Значит, нужны новые стояки, новые фановые трубы… Дальше. Перекрытия деревянные нужно менять на железобетонные. Лифтов не было, а они нужны… Инженерия, телефония, Интернет – и это все тоже нужно, пусть даже в старых фасадах. В общем, куда ни кинь, а таки дом нужно ломать и снова строить.
– Ты хочешь сказать, что Лужков был прав, развалив всю московскую старину и заставив город новоделом?
– Конечно, прав. Безусловно! Он сделал это – и город живет! А не как Питер – город-музей… Ну развалится этот музей, и все. Как Венеция… Ее через семьдесят лет никто не увидит, потому что она уйдет под землю. В смысле под воду… Но это только инженерная аргументация. А есть же еще аргументы архитектурного плана. Прогрессисты говорят так: «Вот если б вы, товарищи традиционалисты, жили сто пятьдесят лет назад, когда на месте Исаакия стояла совершенно другая церковь, – вы бы не дали ее снести! Кстати, очень красивая была церковь, но небольшая, а до нее еще одна. Как же, как же, памятник архитектуры! Какой-нибудь там восемнадцатый век! И не получил бы Петербург Исаакиевского собора… Если бы вы, граждане традиционалисты, в свое время вышли со своими принципами на Невский проспект, то этот проспект не получил бы Дома Елисеева, Зингеровского дома книги…»
– И на хера тогда вообще вырубили леса и осушили болота, как можно было губить природу и строить там Питер?!
– Совершенно верно! Где та грань, на которой развитие города должно остановиться, чтоб дальше его нужно было только сохранять? Я не очень понимаю… Если вы хотите, чтоб город жил и в нем было население, то это одна концепция. Но тогда он должен постоянно развиваться, в нем должно что-то происходить, строиться новые здания – пускай ошибочно! Какой-нибудь Корбюзье или Гауди все равно должны что-то строить… Понимаешь, да? А если это город-музей – то тогда надо как в Венеции, где основное население живет на материке и приезжает на работу на лодочке, чтоб повозить туристов по каналам… Только миллионеры имеют квартиры в самой Венеции. Они там неделю бамбук покурят – и сваливают на год…

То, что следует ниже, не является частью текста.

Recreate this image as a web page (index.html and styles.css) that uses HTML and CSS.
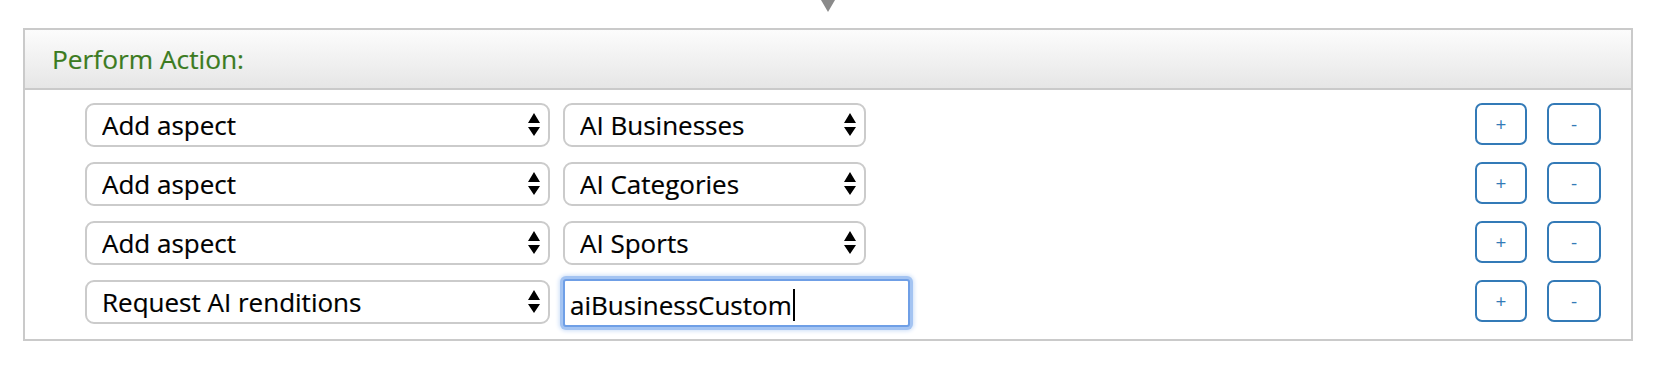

– А зачем ты участвовал в таких абстрактных дискуссиях? Ты же вроде серьезный, даже прагматичный человек.
– Ну, это имело непосредственное отношение к теме моей диссертации. Я занимался разработкой математического аппарата по привязке промышленных объектов к конкретным пятнам застройки. И все эти концептуальные вещи были для меня очень важны. Что такое город, чем город от деревни отличается? Деревня, очень большая деревня, огромная деревня – ну вот чем она от города отличается?
– Способом производства?
– Ну перестань. А пэгэтэ (поселок городского типа) тогда что?
– Хер его знает…
– То-то. В чем разница между Москвой и Питером? Да в том, что в Питере победила охранительная тенденция, а в Москве – девелоперская.
– А больше ведь и нет городов в России.
– Готов согласиться, что остальное – это поселки городского типа. Ну, может, Самару, Нижний и Казань, в которых есть исторический центр, условно можно отнести к городам.

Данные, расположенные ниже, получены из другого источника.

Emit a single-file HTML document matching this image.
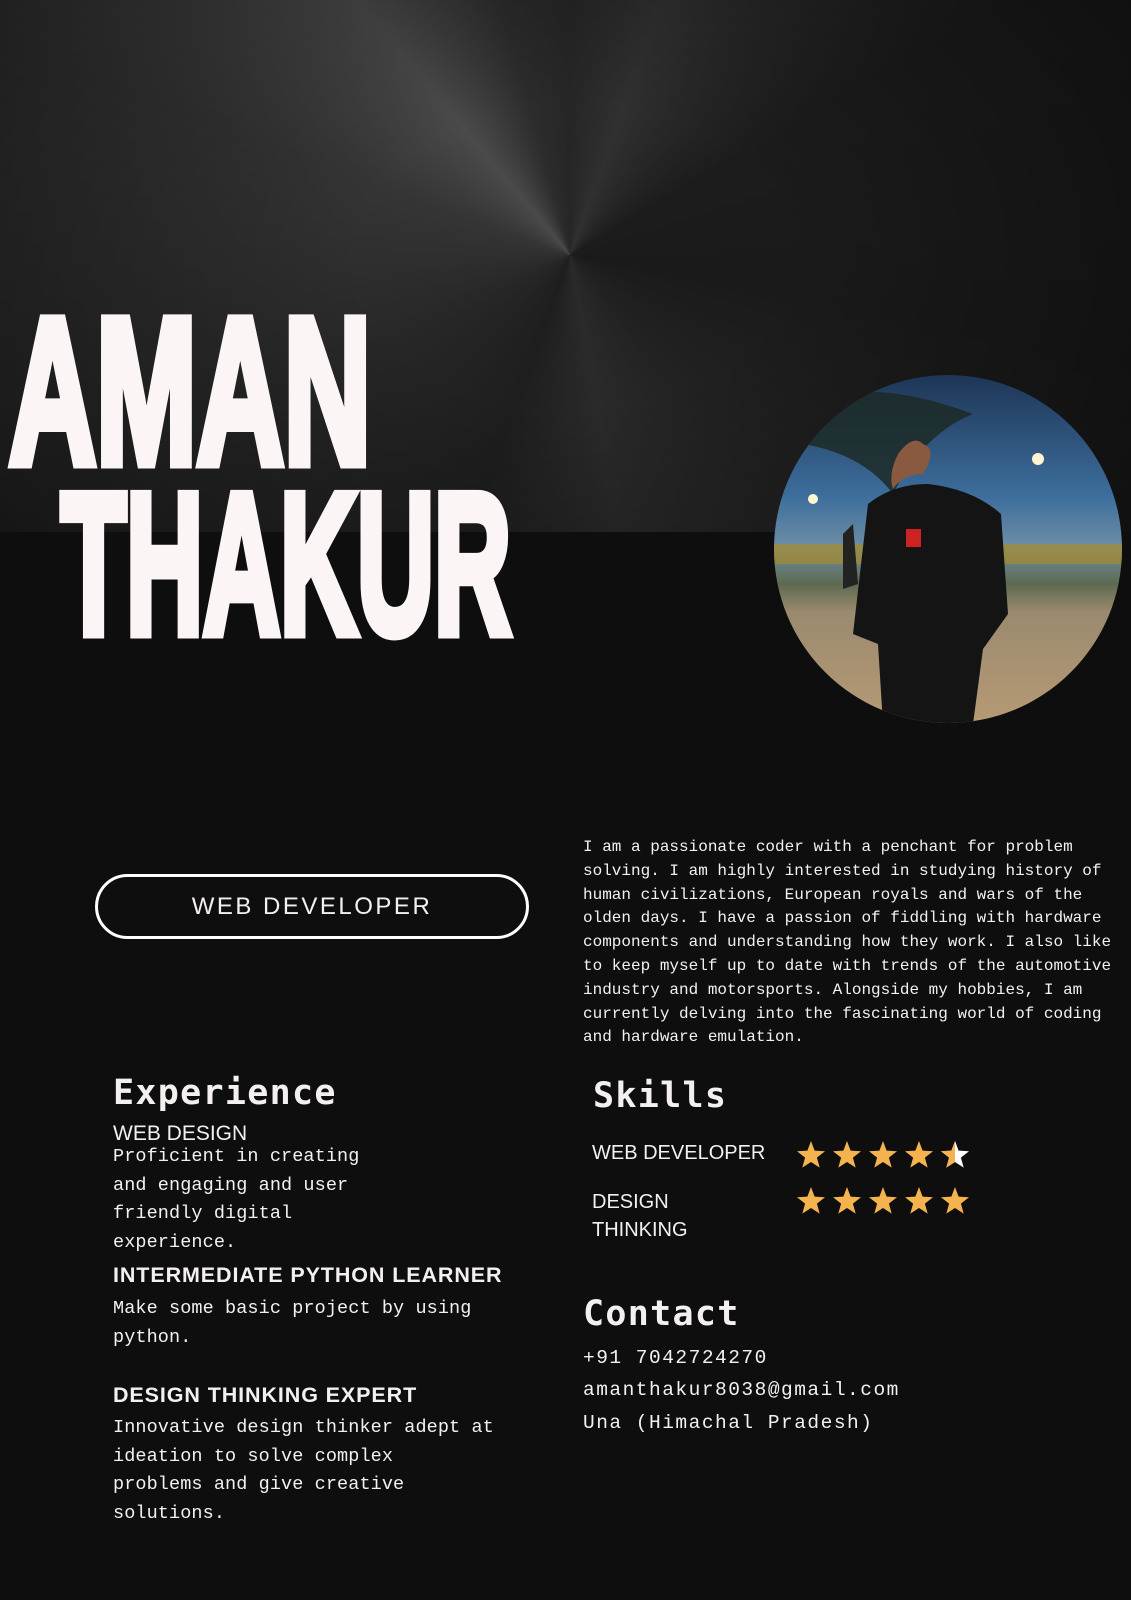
<!DOCTYPE html>
<html><head><meta charset="utf-8"><style>
*{margin:0;padding:0;box-sizing:border-box}
body{width:1131px;height:1600px;background:#0e0e0e;position:relative;overflow:hidden;font-family:"Liberation Sans",sans-serif;color:#f4f0f0}
.top{position:absolute;left:0;top:0;width:1131px;height:532px;
background:conic-gradient(from 0deg at 570px 255px,#262626 0deg,#303030 20deg,#1c1c1c 60deg,#1a1a1a 100deg,#222 140deg,#2a2a2a 170deg,#1e1e1e 200deg,#262626 240deg,#353535 290deg,#4a4a4a 320deg,#2c2c2c 345deg,#262626 360deg)}
.top:after{content:"";position:absolute;inset:0;background:radial-gradient(ellipse 700px 500px at 570px 255px,rgba(0,0,0,0) 30%,rgba(0,0,0,.45) 100%)}
.t{position:absolute;white-space:nowrap}
.h{font-weight:bold;font-size:35px;letter-spacing:1.3px;font-family:"DejaVu Sans Mono","Liberation Mono",monospace}
.m{font-family:"Liberation Mono",monospace}
.p{font-family:"Liberation Mono",monospace;font-size:18.5px;letter-spacing:.1px;line-height:28.5px}
.bio{font-family:"Liberation Mono",monospace;font-size:16px;line-height:23.8px}
.b{font-weight:bold;font-size:21.5px;letter-spacing:.9px}
</style></head><body>
<div class="top"></div>
<svg class="t" style="left:0;top:0" width="1131" height="700">
<g fill="#fbf5f6" stroke="#fbf5f6" stroke-width="11" stroke-linejoin="miter" font-family="Liberation Sans" font-weight="bold">
<text x="9" y="463" textLength="362" lengthAdjust="spacingAndGlyphs" font-size="208">AMAN</text>
<text x="61" y="633" textLength="450" lengthAdjust="spacingAndGlyphs" font-size="200">THAKUR</text>
</g></svg>
<svg class="t" style="left:773px;top:374px" width="350" height="350">
<defs><clipPath id="c"><circle cx="175" cy="175" r="174"/></clipPath>
<linearGradient id="sky" x1="0" y1="0" x2="0" y2="1"><stop offset="0" stop-color="#1d3556"/><stop offset=".35" stop-color="#3d6e9c"/><stop offset=".5" stop-color="#6f8fa6"/><stop offset=".6" stop-color="#5c6a50"/><stop offset=".68" stop-color="#9a8a6e"/><stop offset="1" stop-color="#b79a75"/></linearGradient></defs>
<g clip-path="url(#c)">
<rect width="350" height="350" fill="url(#sky)"/>
<path d="M60 20 Q120 10 200 40 Q150 60 120 120 Q90 80 30 70Z" fill="#1c2a26" opacity=".85"/>
<rect x="0" y="170" width="350" height="20" fill="#a58a2a" opacity=".7"/>
<circle cx="40" cy="125" r="5" fill="#fff6d0"/><circle cx="265" cy="85" r="6" fill="#fff6d0"/>
<path d="M120 115 Q130 100 150 100 Q165 75 150 70 Q140 60 125 80 Q115 100 120 115Z" fill="#8a5a40"/>
<path d="M95 130 Q120 110 155 110 Q200 115 228 140 L235 240 L210 275 L200 350 L110 350 L105 270 L80 260Z" fill="#141414"/>
<rect x="133" y="155" width="15" height="18" fill="#c22"/>
<path d="M70 160 L80 150 L85 210 L70 215Z" fill="#222"/>
</g></svg>
<div class="t" style="left:95px;top:874px;width:434px;height:65px;border:3px solid #fff;border-radius:33px;text-align:center;line-height:59px;font-size:24px;letter-spacing:2.5px">WEB DEVELOPER</div>
<div class="t bio" style="left:583px;top:836px">I am a passionate coder with a penchant for problem<br>solving. I am highly interested in studying history of<br>human civilizations, European royals and wars of the<br>olden days. I have a passion of fiddling with hardware<br>components and understanding how they work. I also like<br>to keep myself up to date with trends of the automotive<br>industry and motorsports. Alongside my hobbies, I am<br>currently delving into the fascinating world of coding<br>and hardware emulation.</div>
<div class="t h" style="left:113px;top:1073px">Experience</div>
<div class="t" style="left:113px;top:1122px;font-size:21px">WEB DESIGN</div>
<div class="t p" style="left:113px;top:1143px">Proficient in creating<br>and engaging and user<br>friendly digital<br>experience.</div>
<div class="t b" style="left:113px;top:1263px">INTERMEDIATE PYTHON LEARNER</div>
<div class="t p" style="left:113px;top:1295px">Make some basic project by using<br>python.</div>
<div class="t b" style="left:113px;top:1383px">DESIGN THINKING EXPERT</div>
<div class="t p" style="left:113px;top:1414px">Innovative design thinker adept at<br>ideation to solve complex<br>problems and give creative<br>solutions.</div>
<div class="t h" style="left:593px;top:1076px">Skills</div>
<div class="t" style="left:592px;top:1142px;font-size:20px">WEB DEVELOPER</div>
<div class="t" style="left:592px;top:1188px;font-size:20px;line-height:28px">DESIGN<br>THINKING</div>
<svg class="t" style="left:797px;top:1139px" width="180" height="80">
<defs><path id="s" d="M14 0 L17.6 9.6 L28 10.2 L19.9 16.6 L22.7 26.6 L14 21 L5.3 26.6 L8.1 16.6 L0 10.2 L10.4 9.6Z"/>
<clipPath id="hl"><rect x="0" y="0" width="14" height="30"/></clipPath></defs>
<g fill="#f5b34f"><use href="#s" x="0" y="2"/><use href="#s" x="36" y="2"/><use href="#s" x="72" y="2"/><use href="#s" x="108" y="2"/>
<use href="#s" x="144" y="2" fill="#fff"/>
<g transform="translate(144,2)"><use href="#s" clip-path="url(#hl)"/></g>
<use href="#s" x="0" y="48"/><use href="#s" x="36" y="48"/><use href="#s" x="72" y="48"/><use href="#s" x="108" y="48"/><use href="#s" x="144" y="48"/></g>
</svg>
<div class="t h" style="left:583px;top:1294px">Contact</div>
<div class="t m" style="left:583px;top:1347px;font-size:19.5px;letter-spacing:1.5px">+91 7042724270</div>
<div class="t m" style="left:583px;top:1379px;font-size:19.5px;letter-spacing:1.5px">amanthakur8038@gmail.com</div>
<div class="t m" style="left:583px;top:1412px;font-size:19.5px;letter-spacing:1.5px">Una (Himachal Pradesh)</div>
</body></html>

– Ага, условно-досрочно. Да, ты возвышенные задачи решал. А я в 84-м возглавил в газете отдел сельской молодежи. Сделал головокружительную карьеру! Оклад мне подняли со 125 до 145. Значит, 145 долларов – то есть что это я, какие доллары? Рублей было 145! Ну и еще гонорара сколько-то выпиливал, всего выходило сотни две.
– Ну и у меня приблизительно то же. Аспирантская зарплата, дворницкое жалованье, и родители еще помогали. А как у вас в Калуге было со жратвой?
– Мойва, сыр плавленый, яйца. Так же всё.
– Ну да, стандартный набор провинции. А вот в Питере позже жрачка стала пропадать, в 84-м еще было все хорошо.